The government appealed both the grant of summary judgment and the grant of litigation costs. Marlar cross-appealed, challenging the $75-per-hour limitation on attorney's fees.6



There are two federal taxes at issue in this appeal: Federal Insurance Contributions Act ("FICA") taxes and Federal Unemployment Tax Act ("FUTA") taxes.7 Whereas an employer is subject to both taxes, a lessor is subject to neither. When a lessee receives payments from its customers, the lessor does not incur either FICA or FUTA tax liability. The government's theory in this case is that Marlar chose to treat the dancers as "lessees" only to avoid paying these taxes.


Section 530 of the Revenue Act of 1978 is a safe-harbor rule which shields certain persons from employment tax liability even if they might be employers.8 To reiterate, except as provided elsewhere in the statute, § 530 relieves a taxpayer of employment tax liability if both (1) the taxpayer reasonably relied on something such as industry practice, and (2) the taxpayer filed all necessary forms consistent with the treatment of the workers as not being employees. Consequently, as applied to this case, § 530 shields Marlar from employment tax liability--even if the dancers are actually "employees"--provided Marlar shows that it (1) reasonably relied on the long-standing recognized practice of the Seattle-area nude-dancing industry, and (2) filed all requisite forms consistent with the treatment of the dancers as lessees.

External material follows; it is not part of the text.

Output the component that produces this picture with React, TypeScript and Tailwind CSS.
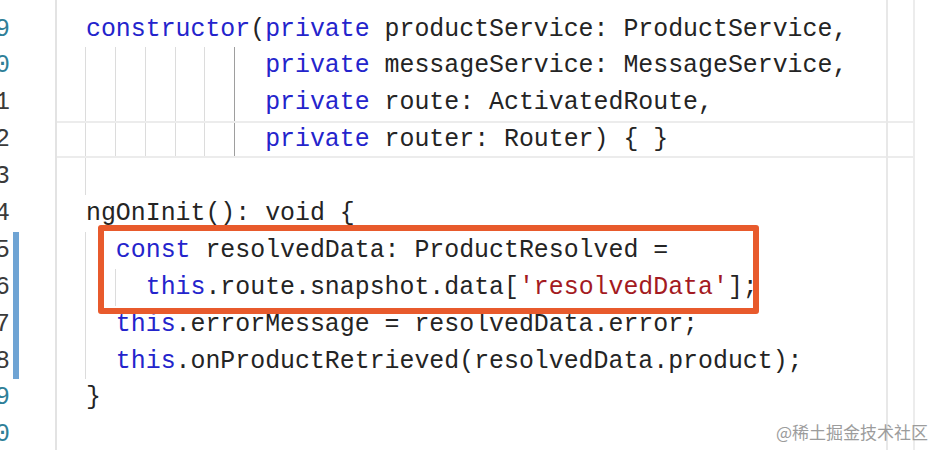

The government contends that the district court's grant of summary judgment was in error because of two genuine issues of material fact. First, the government argues, although Marlar relied on industry practice, there is sufficient evidence demonstrating that this reliance was not "reasonable." Second, the government claims there is a genuine issue as to whether Marlar filed all necessary forms; specifically, the government claims that Marlar may have been required, with respect to each dancer, to file Form 1099, which reports payments made in a trade or business, a form it never filed. We address these two arguments in turn.


* The district court held that Marlar satisfied the first requirement of § 530 because "it is undisputed that the industry treats dancers as lessees" and because Marlar relied on this practice. Marlar, 934 F.Supp. at 1210. The court did not grapple with the issue of whether Marlar's reliance on industry practice was reasonable. Instead, the court simply concluded "that § 530's safe haven provision applies to Marlar, when virtually the entire industry treats dancers as lessees." Id. at 1209.


The government challenges the district court's interpretation of the statute. According to the government, the statute requires that reliance on industry practice be reasonable. In this case, the government claims, there is at least a genuine factual issue as to whether Marlar's reliance was reasonable.


* As an initial matter, we must agree with the government that, under § 530, any reliance on industry practice must be "reasonable." As Congress provided, in no uncertain terms:


[A] taxpayer shall in any case be treated as having a reasonable basis for not treating an individual as an employee for a period if the taxpayer's treatment of such individual for such period was in reasonable reliance on any of the following:




(C) long standing recognized practice of a significant segment of the industry in which such individual was engaged.


Revenue Act of 1978, § 530(a)(2) (emphasis added). The text unmistakably requires "reasonable reliance," not just mere reliance. When "the statute's language is plain, 'the sole function of the courts is to enforce it according to its terms.' " United States v. Ron Pair Enters., Inc., 489 U.S. 235, 241, 109 S.Ct. 1026, 103 L.Ed.2d 290 (1989) (quoting Caminetti v. United States, 242 U.S. 470, 485, 37 S.Ct. 192, 61 L.Ed. 442 (1917)).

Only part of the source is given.